⟨

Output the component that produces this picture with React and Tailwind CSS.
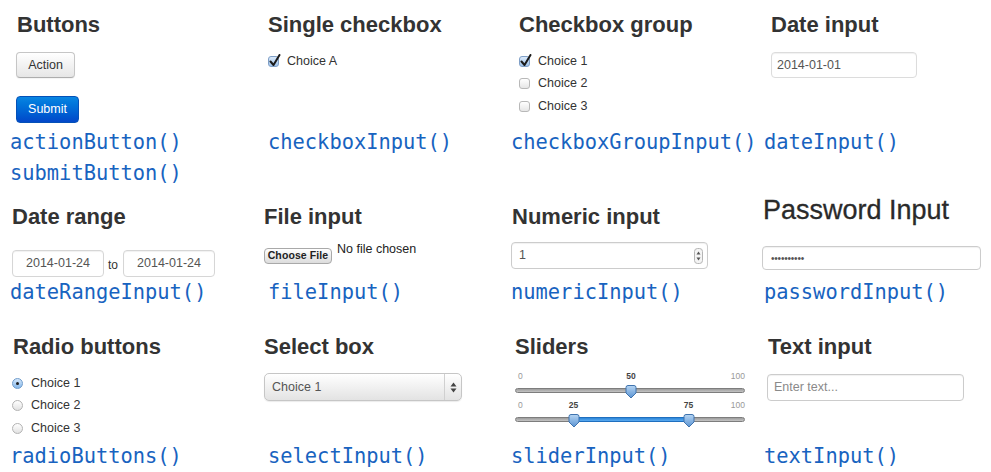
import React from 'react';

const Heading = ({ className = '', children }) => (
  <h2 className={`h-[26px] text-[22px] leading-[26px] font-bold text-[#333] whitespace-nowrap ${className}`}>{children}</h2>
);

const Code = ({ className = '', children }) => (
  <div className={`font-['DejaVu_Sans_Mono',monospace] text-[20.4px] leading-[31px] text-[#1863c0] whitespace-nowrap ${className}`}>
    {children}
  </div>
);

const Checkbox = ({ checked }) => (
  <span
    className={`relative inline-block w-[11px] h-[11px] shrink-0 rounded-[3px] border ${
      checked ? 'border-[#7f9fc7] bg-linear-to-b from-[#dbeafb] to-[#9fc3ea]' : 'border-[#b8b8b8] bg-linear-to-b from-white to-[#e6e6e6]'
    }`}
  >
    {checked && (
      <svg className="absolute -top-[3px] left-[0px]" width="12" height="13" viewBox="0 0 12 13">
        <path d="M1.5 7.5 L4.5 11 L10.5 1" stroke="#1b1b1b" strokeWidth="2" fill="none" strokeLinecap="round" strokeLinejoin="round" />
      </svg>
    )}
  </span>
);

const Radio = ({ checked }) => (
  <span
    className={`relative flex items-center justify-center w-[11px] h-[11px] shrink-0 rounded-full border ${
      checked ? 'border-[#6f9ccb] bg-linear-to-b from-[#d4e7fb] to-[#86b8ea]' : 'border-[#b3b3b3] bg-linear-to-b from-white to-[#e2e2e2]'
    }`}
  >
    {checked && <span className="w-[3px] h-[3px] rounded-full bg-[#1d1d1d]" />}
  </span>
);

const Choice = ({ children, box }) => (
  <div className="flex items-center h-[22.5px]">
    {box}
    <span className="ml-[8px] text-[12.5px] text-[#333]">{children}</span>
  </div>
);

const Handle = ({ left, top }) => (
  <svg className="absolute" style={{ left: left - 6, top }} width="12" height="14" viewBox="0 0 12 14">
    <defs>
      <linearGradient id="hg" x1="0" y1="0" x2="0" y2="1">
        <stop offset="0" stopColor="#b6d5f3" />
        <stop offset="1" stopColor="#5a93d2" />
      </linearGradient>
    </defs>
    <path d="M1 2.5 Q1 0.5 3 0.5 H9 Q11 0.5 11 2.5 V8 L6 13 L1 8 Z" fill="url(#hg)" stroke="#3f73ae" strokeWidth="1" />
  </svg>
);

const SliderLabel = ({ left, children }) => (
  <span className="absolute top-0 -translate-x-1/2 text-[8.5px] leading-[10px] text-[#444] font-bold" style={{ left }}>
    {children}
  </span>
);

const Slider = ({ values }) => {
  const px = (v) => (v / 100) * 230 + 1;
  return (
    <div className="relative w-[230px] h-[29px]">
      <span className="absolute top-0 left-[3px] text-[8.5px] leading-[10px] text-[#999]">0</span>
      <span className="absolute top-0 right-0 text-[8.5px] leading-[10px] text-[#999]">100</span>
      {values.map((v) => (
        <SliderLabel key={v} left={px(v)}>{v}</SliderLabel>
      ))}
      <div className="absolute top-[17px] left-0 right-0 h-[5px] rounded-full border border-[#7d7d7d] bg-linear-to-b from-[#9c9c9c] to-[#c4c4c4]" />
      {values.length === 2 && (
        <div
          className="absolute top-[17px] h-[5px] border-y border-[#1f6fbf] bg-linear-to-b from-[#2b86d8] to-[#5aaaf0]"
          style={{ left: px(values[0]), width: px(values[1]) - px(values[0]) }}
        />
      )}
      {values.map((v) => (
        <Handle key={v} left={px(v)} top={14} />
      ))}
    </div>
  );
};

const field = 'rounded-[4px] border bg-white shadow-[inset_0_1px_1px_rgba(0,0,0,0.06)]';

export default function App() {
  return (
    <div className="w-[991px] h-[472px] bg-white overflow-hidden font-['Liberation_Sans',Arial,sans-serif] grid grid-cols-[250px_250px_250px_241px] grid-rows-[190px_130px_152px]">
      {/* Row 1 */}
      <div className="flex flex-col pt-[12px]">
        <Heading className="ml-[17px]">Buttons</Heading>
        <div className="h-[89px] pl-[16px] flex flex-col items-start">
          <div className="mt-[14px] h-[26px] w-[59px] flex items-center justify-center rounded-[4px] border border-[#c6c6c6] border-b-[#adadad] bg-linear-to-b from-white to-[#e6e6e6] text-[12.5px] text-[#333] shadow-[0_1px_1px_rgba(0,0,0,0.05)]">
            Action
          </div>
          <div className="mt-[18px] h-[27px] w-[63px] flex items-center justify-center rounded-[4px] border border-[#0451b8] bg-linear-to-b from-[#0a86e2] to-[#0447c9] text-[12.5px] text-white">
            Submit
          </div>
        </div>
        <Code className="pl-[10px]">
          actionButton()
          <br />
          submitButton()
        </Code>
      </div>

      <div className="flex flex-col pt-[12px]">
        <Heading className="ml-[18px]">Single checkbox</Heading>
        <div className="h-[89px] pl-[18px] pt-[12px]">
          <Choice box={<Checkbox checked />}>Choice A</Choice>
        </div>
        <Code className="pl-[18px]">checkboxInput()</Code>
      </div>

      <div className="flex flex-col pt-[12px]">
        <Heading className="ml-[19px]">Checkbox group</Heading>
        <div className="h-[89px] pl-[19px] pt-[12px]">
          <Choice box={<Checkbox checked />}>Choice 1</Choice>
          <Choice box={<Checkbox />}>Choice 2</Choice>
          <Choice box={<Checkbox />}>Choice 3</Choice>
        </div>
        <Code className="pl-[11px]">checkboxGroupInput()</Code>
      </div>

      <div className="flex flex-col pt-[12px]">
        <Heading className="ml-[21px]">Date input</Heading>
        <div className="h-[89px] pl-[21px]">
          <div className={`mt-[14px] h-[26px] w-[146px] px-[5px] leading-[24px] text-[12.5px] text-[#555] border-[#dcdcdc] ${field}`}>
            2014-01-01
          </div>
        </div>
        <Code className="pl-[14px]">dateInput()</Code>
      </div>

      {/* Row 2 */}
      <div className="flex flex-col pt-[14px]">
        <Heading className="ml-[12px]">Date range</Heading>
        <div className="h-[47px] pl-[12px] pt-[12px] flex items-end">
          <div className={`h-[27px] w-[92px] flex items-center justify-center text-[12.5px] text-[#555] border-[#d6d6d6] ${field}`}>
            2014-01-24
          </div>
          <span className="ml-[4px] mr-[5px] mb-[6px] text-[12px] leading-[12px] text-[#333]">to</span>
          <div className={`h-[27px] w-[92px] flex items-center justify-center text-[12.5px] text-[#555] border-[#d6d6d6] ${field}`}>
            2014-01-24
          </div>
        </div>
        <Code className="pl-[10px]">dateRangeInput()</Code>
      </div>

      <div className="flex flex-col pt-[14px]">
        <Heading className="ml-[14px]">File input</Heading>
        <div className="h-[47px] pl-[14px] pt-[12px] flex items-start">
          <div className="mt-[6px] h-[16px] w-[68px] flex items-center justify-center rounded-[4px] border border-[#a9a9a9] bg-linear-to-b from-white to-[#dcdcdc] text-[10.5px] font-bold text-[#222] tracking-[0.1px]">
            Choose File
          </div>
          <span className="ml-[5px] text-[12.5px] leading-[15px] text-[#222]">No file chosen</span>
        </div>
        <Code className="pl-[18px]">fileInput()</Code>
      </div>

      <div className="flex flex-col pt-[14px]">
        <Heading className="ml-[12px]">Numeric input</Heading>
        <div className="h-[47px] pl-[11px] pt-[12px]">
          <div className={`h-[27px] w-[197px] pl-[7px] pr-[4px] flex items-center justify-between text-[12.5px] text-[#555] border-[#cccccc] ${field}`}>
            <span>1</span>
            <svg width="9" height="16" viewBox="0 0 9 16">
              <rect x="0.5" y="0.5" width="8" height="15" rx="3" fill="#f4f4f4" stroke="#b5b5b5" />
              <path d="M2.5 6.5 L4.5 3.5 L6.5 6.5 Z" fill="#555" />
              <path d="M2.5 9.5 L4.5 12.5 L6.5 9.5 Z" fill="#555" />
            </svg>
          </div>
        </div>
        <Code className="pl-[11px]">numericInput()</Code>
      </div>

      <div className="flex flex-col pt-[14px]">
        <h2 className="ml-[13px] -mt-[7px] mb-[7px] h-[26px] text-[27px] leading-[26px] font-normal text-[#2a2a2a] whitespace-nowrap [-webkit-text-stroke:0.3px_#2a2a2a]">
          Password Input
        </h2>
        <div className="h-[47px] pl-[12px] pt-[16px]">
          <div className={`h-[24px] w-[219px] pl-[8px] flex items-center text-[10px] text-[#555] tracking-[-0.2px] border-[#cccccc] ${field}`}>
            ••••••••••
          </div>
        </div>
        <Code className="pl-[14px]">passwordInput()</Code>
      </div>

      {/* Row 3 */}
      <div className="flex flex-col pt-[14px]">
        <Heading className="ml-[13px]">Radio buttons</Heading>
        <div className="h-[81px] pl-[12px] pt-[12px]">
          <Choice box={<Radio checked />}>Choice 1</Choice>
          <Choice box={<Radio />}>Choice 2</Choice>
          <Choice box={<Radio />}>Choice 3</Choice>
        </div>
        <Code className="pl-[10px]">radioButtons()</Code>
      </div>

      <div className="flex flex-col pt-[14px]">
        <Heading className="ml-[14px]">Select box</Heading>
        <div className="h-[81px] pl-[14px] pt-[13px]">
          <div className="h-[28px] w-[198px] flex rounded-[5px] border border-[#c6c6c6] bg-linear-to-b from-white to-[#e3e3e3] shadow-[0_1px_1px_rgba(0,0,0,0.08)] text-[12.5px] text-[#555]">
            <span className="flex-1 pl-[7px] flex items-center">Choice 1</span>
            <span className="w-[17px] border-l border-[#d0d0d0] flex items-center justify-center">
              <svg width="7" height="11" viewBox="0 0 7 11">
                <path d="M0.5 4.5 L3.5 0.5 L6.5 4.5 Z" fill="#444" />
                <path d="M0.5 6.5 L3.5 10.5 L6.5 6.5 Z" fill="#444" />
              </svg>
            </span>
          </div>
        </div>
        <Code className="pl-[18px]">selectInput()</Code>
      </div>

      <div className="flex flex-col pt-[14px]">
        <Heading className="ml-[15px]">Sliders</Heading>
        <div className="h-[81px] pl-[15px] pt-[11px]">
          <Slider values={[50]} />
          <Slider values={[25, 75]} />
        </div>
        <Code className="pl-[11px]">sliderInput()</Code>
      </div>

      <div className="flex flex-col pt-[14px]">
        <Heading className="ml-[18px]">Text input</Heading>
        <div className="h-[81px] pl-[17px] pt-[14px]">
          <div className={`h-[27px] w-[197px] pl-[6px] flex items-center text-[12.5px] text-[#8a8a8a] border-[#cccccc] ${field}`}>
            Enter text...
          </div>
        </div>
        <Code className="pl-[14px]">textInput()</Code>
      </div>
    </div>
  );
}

⟩

Instructions for the task:
Out of the material above, gather each line where "React" appears.

Finished exercise:
Output the component that produces this picture with React and Tailwind CSS.
import React from 'react';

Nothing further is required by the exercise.